A group of asylum-seekers break the trek to rest at Tovarnik train station in Croatia. Photo: UNHCR/I. Pavicevic
“As long as this robust reception and screening capacity does not exist, the only ones who are in control of the situation are the smuggling networks whose unscrupulous activities have already cost the lives of nearly 3,500 people in the Mediterranean Sea this year,” the UN High Commissioner for Refugees (UNHCR) said in a joint statement with the UN Children’s Fund (UNICEF) and the International Organization for Migration (IOM).
“The current situation, if not addressed quickly and comprehensively, will lead to a fragmentation of the routes and additional challenges,” UNHCR spokesperson Adrian Edwards told the regular news briefing in Geneva in a statement on the refugee influx, which has seen hundreds of thousands of Syrians, Iraqis and Afghans pour into Greece from Turkey.
“Much more has to be done to crack down on smugglers and traffickers – but in ways that allow their victims to be protected,” he said, noting that in the last couple of days, Governments have instituted various restrictions against movements from Greece through the Western Balkans and further northwards, including profiling people the basis of nationality. “This is becoming increasingly untenable from every point of view – humanitarian, legal, and also safety related, not least in light of falling temperatures and the risks for children and others with specific needs,” he stressed.

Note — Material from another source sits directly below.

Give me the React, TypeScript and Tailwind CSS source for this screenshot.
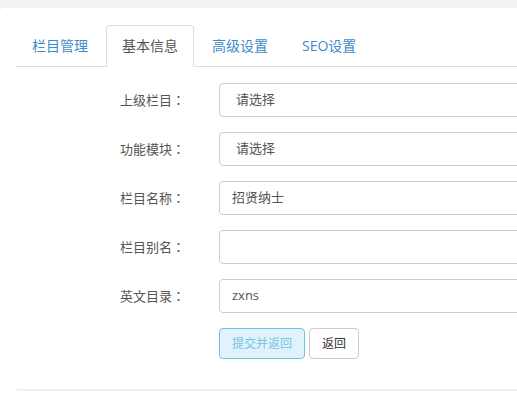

The measures are having a domino effect, leaving in total limbo refugees and migrants stranded at border points. UNHCR and IOM have been working with Governments to increase reception capacity in the affected countries, and install protection against winter conditions by providing blankets, winter clothing and other key items for basic needs.
UNICEF is supporting child friendly spaces in reception centres at border crossings along the Balkan routes, mobilizing for winter and working with governments to strengthen child protection systems for all children, including refugee and migrant children.
“But we remain concerned by a shortage of places to accommodate people along the route should the movement be slowed down and crowding result,” Mr. Edwards said. “There is urgent need to put in place additional reception capacity at the points of entry, to allow for decent and effective accommodation, compliance with child protection standards, assistance, registration and screening of the thousands of people arriving every day.”
This will help identify those who in need of protection, those to be relocated to other European countries, and people who do not qualify for refugee protection and for whom effective and dignified return mechanisms have to be put in place.
“As urgent, is the need to give people uprooted by violent conflicts safe, legal avenues, such as resettlement, humanitarian admission and family reunion, as alternatives to the chaotic and dangerous smuggling routes they are forced to take today to reach safety,” Mr. Edwards said.
At the same briefing, UNICEF’s Sarah Crowe said that last week, she had been at the Slovenia-Austria and Slovenia-Croatia border and there were large number of families who would stuck for hours in a no man’s land there leaving children at heightened risk when temperatures plummeted. They had put up tents now. She noted that the number of children was growing, and while in June it was one in 10 migrants and refugees was a child, while in October was one in three.